Sticks and Stones

 


It’s not true.

Names can damage you deeper than just a few skin scars and offset bones. We’ve all been through playground digs and names that stuck like flung mud. For some the name calling can start to define how we think of ourselves and affect our self-esteem. Sometimes the anticipation is crippling, as we wait for the next insult to blow our way, and we’d almost welcome the sticks and stones, for some relief!

We can get labelled, and it sticks out larger than the name tag mum has sown into your coat (embarrassing enough, right?). Then all too easily the label becomes who we are. Not just as others see us either, but as we think of ourselves, and it becomes a tag we are burdened with even in our deeper selves.
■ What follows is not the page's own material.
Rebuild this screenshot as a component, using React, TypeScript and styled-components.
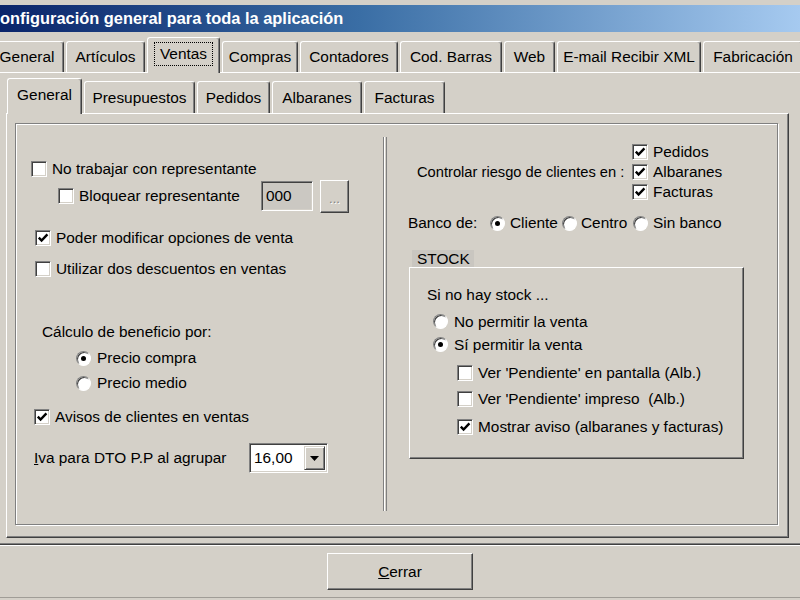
import React from 'react';
import styled, { createGlobalStyle } from 'styled-components';

const Global = createGlobalStyle`
  html, body { margin: 0; padding: 0; background: #d4d0c8; }
  body {
    font-family: "Liberation Sans", Arial, sans-serif;
    font-size: 15.4px;
    color: #000;
  }
  #root { width: 800px; height: 600px; overflow: hidden; }
`;

const Win = styled.div`
  width: 800px;
  height: 600px;
  overflow: hidden;
  background: #d4d0c8;
  display: flex;
  flex-direction: column;
  box-sizing: border-box;
  padding-top: 5px;
`;

const TitleBar = styled.div`
  flex: none;
  height: 27px;
  background: linear-gradient(to right, #0a246a 0%, #3a6ea5 45%, #a6caf0 100%);
  color: #fff;
  font-weight: bold;
  font-size: 16.4px;
  display: flex;
  align-items: center;
  white-space: nowrap;
`;

const TabStrip = styled.div<{ $h: number; $ml: number }>`
  flex: none;
  display: flex;
  align-items: flex-end;
  gap: 2px;
  height: ${(p) => p.$h}px;
  margin-left: ${(p) => p.$ml}px;
  position: relative;
  z-index: 1;
`;

const Tab = styled.div<{ $w: number; $h: number; $active?: boolean }>`
  flex: none;
  box-sizing: border-box;
  width: ${(p) => p.$w}px;
  height: ${(p) => (p.$active ? p.$h + 1 : p.$h)}px;
  margin-bottom: ${(p) => (p.$active ? -1 : 0)}px;
  padding-bottom: ${(p) => (p.$active ? 3 : 0)}px;
  display: flex;
  align-items: center;
  justify-content: center;
  white-space: nowrap;
  background: #d4d0c8;
  border-top: 1px solid #fff;
  border-left: 1px solid #fff;
  border-right: 1px solid #404040;
  box-shadow: inset -1px 0 #808080;
  border-radius: 3px 3px 0 0;
`;

const Focus = styled.span`
  border: 1px dotted #000;
  padding: 1px 5px;
  line-height: 20px;
`;

const MainPanel = styled.div`
  flex: none;
  box-sizing: border-box;
  height: 473px;
  border-top: 1px solid #fff;
  border-bottom: 1px solid #404040;
  box-shadow: inset 0 -1px #808080;
  padding: 5px 11px 0 6px;
  display: flex;
  flex-direction: column;
`;

const SubPanel = styled.div`
  flex: none;
  box-sizing: border-box;
  height: 425px;
  border: 1px solid;
  border-color: #fff #404040 #404040 #fff;
  box-shadow: inset -1px -1px #808080;
  padding: 9px 10px 12px 8px;
  display: flex;
`;

const GroupBox = styled.div`
  flex: 1;
  box-sizing: border-box;
  border: 1px solid #808080;
  box-shadow: inset 1px 1px #fff, 1px 1px #fff;
  display: grid;
  grid-template-columns: 367px 4px 1fr;
`;

const VDivider = styled.div`
  margin: 13px 0;
  box-sizing: border-box;
  border-left: 1px solid #808080;
  border-right: 1px solid #808080;
  background: linear-gradient(to right, #fff 0 1px, #d4d0c8 1px);
`;

const Col = styled.div<{ $pt: number }>`
  display: flex;
  flex-direction: column;
  padding-top: ${(p) => p.$pt}px;
`;

const Row = styled.div<{ $h: number; $mt?: number; $ml?: number }>`
  flex: none;
  display: flex;
  align-items: center;
  height: ${(p) => p.$h}px;
  margin-top: ${(p) => p.$mt ?? 0}px;
  margin-left: ${(p) => p.$ml ?? 0}px;
  white-space: nowrap;
`;

const Item = styled.div<{ $w?: number; $gap?: number }>`
  flex: none;
  display: flex;
  align-items: center;
  gap: ${(p) => p.$gap ?? 5}px;
  width: ${(p) => (p.$w ? `${p.$w}px` : 'auto')};
  white-space: nowrap;
`;

const Text = styled.span<{ $w?: number; $fs?: number }>`
  flex: none;
  width: ${(p) => (p.$w ? `${p.$w}px` : 'auto')};
  font-size: ${(p) => (p.$fs ? `${p.$fs}px` : 'inherit')};
  white-space: nowrap;
`;

const Box = styled.span`
  flex: none;
  box-sizing: border-box;
  width: 16px;
  height: 16px;
  background: #fff;
  border: 1px solid;
  border-color: #808080 #fff #fff #808080;
  box-shadow: inset 1px 1px #404040, inset -1px -1px #d4d0c8;
  display: flex;
  align-items: center;
  justify-content: center;
`;

const RadioCircle = styled.span`
  flex: none;
  box-sizing: border-box;
  width: 15px;
  height: 15px;
  border-radius: 50%;
  background: #fff;
  border: 1px solid;
  border-color: #808080 #fff #fff #808080;
  box-shadow: inset 1px 1px #404040;
  display: flex;
  align-items: center;
  justify-content: center;
`;

const Dot = styled.span`
  width: 5px;
  height: 5px;
  border-radius: 50%;
  background: #000;
`;

const Sunken = styled.div<{ $w: number; $h: number; $bg: string }>`
  flex: none;
  box-sizing: border-box;
  width: ${(p) => p.$w}px;
  height: ${(p) => p.$h}px;
  background: ${(p) => p.$bg};
  border: 1px solid;
  border-color: #808080 #fff #fff #808080;
  box-shadow: inset 1px 1px #404040, inset -1px -1px #d4d0c8;
  display: flex;
  align-items: center;
  padding-left: 4px;
`;

const Raised = styled.div<{ $w: number; $h: number; $ml?: number }>`
  flex: none;
  box-sizing: border-box;
  width: ${(p) => p.$w}px;
  height: ${(p) => p.$h}px;
  margin-left: ${(p) => p.$ml ?? 0}px;
  background: #d4d0c8;
  border: 1px solid;
  border-color: #fff #404040 #404040 #fff;
  box-shadow: inset -1px -1px #808080;
  display: flex;
  align-items: center;
  justify-content: center;
`;

const Dots = styled.span`
  color: #808080;
  text-shadow: 1px 1px #fff;
  font-size: 13px;
  margin-top: 4px;
`;

const Combo = styled.div`
  flex: none;
  box-sizing: border-box;
  width: 79px;
  height: 30px;
  background: #fff;
  border: 1px solid;
  border-color: #808080 #fff #fff #808080;
  box-shadow: inset 1px 1px #404040, inset -1px -1px #d4d0c8;
  display: flex;
  padding: 2px 2px 2px 0;
`;

const ComboValue = styled.span`
  flex: 1;
  display: flex;
  align-items: center;
  padding-left: 4px;
`;

const DropBtn = styled.div`
  flex: none;
  box-sizing: border-box;
  width: 21px;
  background: #d4d0c8;
  border: 1px solid;
  border-color: #d4d0c8 #404040 #404040 #d4d0c8;
  box-shadow: inset 1px 1px #fff, inset -1px -1px #808080;
  display: flex;
  align-items: center;
  justify-content: center;
`;

const Stack = styled.div`
  display: flex;
  flex-direction: column;
`;

const StockGroup = styled.div`
  margin: 15px 0 0 22px;
  width: 335px;
  display: flex;
  flex-direction: column;
`;

const StockLabel = styled.div`
  box-sizing: border-box;
  margin-left: 3px;
  width: 62px;
  height: 17px;
  background: #c9c6c0;
  padding-left: 5px;
  display: flex;
  align-items: center;
`;

const StockBox = styled.div`
  box-sizing: border-box;
  height: 192px;
  border: 1px solid;
  border-color: #fff #404040 #404040 #fff;
  box-shadow: inset -1px -1px #808080;
  padding-top: 15px;
  display: flex;
  flex-direction: column;
`;

const BottomBar = styled.div`
  flex: none;
  box-sizing: border-box;
  height: 53px;
  border-top: 1px solid #fff;
  border-bottom: 1px solid #a09d97;
  display: flex;
  justify-content: center;
  padding-top: 7px;
`;

const CheckMark = () => (
  <svg width="12" height="12" viewBox="0 0 12 12">
    <path d="M1.8 5.6 L4.6 8.6 L10.4 2.4" stroke="#000" strokeWidth="2.4" fill="none" />
  </svg>
);

const Triangle = () => (
  <svg width="9" height="5" viewBox="0 0 9 5">
    <path d="M0 0 H9 L4.5 5 Z" fill="#000" />
  </svg>
);

function Check({ checked, children, w }: { checked?: boolean; children: React.ReactNode; w?: number }) {
  return (
    <Item $w={w}>
      <Box>{checked && <CheckMark />}</Box>
      <Text>{children}</Text>
    </Item>
  );
}

function Radio({ checked, children, w, gap }: { checked?: boolean; children: React.ReactNode; w?: number; gap?: number }) {
  return (
    <Item $w={w} $gap={gap ?? 6}>
      <RadioCircle>{checked && <Dot />}</RadioCircle>
      <Text>{children}</Text>
    </Item>
  );
}

const mainTabs = [
  { label: 'General', w: 74 },
  { label: 'Artículos', w: 79 },
  { label: 'Ventas', w: 73, active: true },
  { label: 'Compras', w: 76 },
  { label: 'Contadores', w: 98 },
  { label: 'Cod. Barras', w: 102 },
  { label: 'Web', w: 51 },
  { label: 'E-mail Recibir XML', w: 144 },
  { label: 'Fabricación', w: 100 },
];

const subTabs = [
  { label: 'General', w: 75, active: true },
  { label: 'Presupuestos', w: 111 },
  { label: 'Pedidos', w: 73 },
  { label: 'Albaranes', w: 90 },
  { label: 'Facturas', w: 81 },
];

export default function App() {
  return (
    <>
      <Global />
      <Win>
        <TitleBar>onfiguración general para toda la aplicación</TitleBar>
        <TabStrip $h={40} $ml={-10}>
          {mainTabs.map((t) => (
            <Tab key={t.label} $w={t.w} $h={t.active ? 35 : 31} $active={t.active}>
              {t.active ? <Focus>{t.label}</Focus> : t.label}
            </Tab>
          ))}
        </TabStrip>
        <MainPanel>
          <TabStrip $h={35} $ml={1}>
            {subTabs.map((t) => (
              <Tab key={t.label} $w={t.w} $h={t.active ? 35 : 32} $active={t.active}>
                {t.label}
              </Tab>
            ))}
          </TabStrip>
          <SubPanel>
            <GroupBox>
              <Col $pt={34}>
                <Row $h={22} $ml={15}>
                  <Check>No trabajar con representante</Check>
                </Row>
                <Row $h={32} $ml={42}>
                  <Check w={203}>Bloquear representante</Check>
                  <Sunken $w={52} $h={30} $bg="#cbc8c2">000</Sunken>
                  <Raised $w={29} $h={33} $ml={7}>
                    <Dots>...</Dots>
                  </Raised>
                </Row>
                <Row $h={24} $mt={14} $ml={19}>
                  <Check checked>Poder modificar opciones de venta</Check>
                </Row>
                <Row $h={24} $mt={7} $ml={19}>
                  <Check>Utilizar dos descuentos en ventas</Check>
                </Row>
                <Row $h={24} $mt={39} $ml={26}>
                  <Text>Cálculo de beneficio por:</Text>
                </Row>
                <Row $h={24} $mt={2} $ml={60}>
                  <Radio checked>Precio compra</Radio>
                </Row>
                <Row $h={24} $mt={1} $ml={60}>
                  <Radio>Precio medio</Radio>
                </Row>
                <Row $h={24} $mt={10} $ml={18}>
                  <Check checked>Avisos de clientes en ventas</Check>
                </Row>
                <Row $h={30} $mt={14} $ml={18}>
                  <Text $w={215}>
                    <u>I</u>va para DTO P.P al agrupar
                  </Text>
                  <Combo>
                    <ComboValue>16,00</ComboValue>
                    <DropBtn>
                      <Triangle />
                    </DropBtn>
                  </Combo>
                </Row>
              </Col>
              <VDivider />
              <Col $pt={18}>
                <Row $h={60} $ml={30}>
                  <Text $w={215} $fs={14.7}>Controlar riesgo de clientes en :</Text>
                  <Stack>
                    <Row $h={20}>
                      <Check checked>Pedidos</Check>
                    </Row>
                    <Row $h={20}>
                      <Check checked>Albaranes</Check>
                    </Row>
                    <Row $h={20}>
                      <Check checked>Facturas</Check>
                    </Row>
                  </Stack>
                </Row>
                <Row $h={24} $mt={9} $ml={21}>
                  <Text $w={82}>Banco de:</Text>
                  <Radio checked w={72} gap={5}>Cliente</Radio>
                  <Radio w={71} gap={4}>Centro</Radio>
                  <Radio gap={5}>Sin banco</Radio>
                </Row>
                <StockGroup>
                  <StockLabel>STOCK</StockLabel>
                  <StockBox>
                    <Row $h={24} $ml={17}>
                      <Text>Si no hay stock ...</Text>
                    </Row>
                    <Row $h={23} $mt={3} $ml={23}>
                      <Radio>No permitir la venta</Radio>
                    </Row>
                    <Row $h={23} $ml={23}>
                      <Radio checked>Sí permitir la venta</Radio>
                    </Row>
                    <Row $h={26} $mt={4} $ml={47}>
                      <Check>Ver 'Pendiente' en pantalla (Alb.)</Check>
                    </Row>
                    <Row $h={26} $ml={47}>
                      <Check>Ver 'Pendiente' impreso &nbsp;(Alb.)</Check>
                    </Row>
                    <Row $h={26} $mt={2} $ml={47}>
                      <Check checked>Mostrar aviso (albaranes y facturas)</Check>
                    </Row>
                  </StockBox>
                </StockGroup>
              </Col>
            </GroupBox>
          </SubPanel>
        </MainPanel>
        <BottomBar>
          <Raised $w={146} $h={37}>
            <span>
              <u>C</u>errar
            </span>
          </Raised>
        </BottomBar>
      </Win>
    </>
  );
}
In the cruel economy of the classroom, these kinds of names exclude us, and mark us for ridicule. They can shadow us into adulthood as well, as we have learned to think of ourselves as we think others see us.

We can easily try to minimise the hurt with talk of toughening up or getting over it. Especially if we’ve never been on the receiving end ourselves.

But interestingly Jesus doesn’t laugh this off. Wherever there is human hurt, he finds it no laughing matter. He’s been through it – mocked, ridiculed and spat upon.

As Christian believers we’re told in Revelation 2:17 that ultimately it will be what God calls us that counts. One thing we can know with certainity is that His way is to bless, not curse.

‘I’ll also give you a smooth stone inscribed with your new name, your secret new name.’

We are called something amazing by God. What that new name is we don’t yet know. It may well be Son or Daughter of the Living God. It will be a name that builds us up. A name that includes us, and the stone is our entry ticket.

Knowing we’re accepted and beautifully named we can see a way out from under the past. We can stand tall in the present, secure in the future.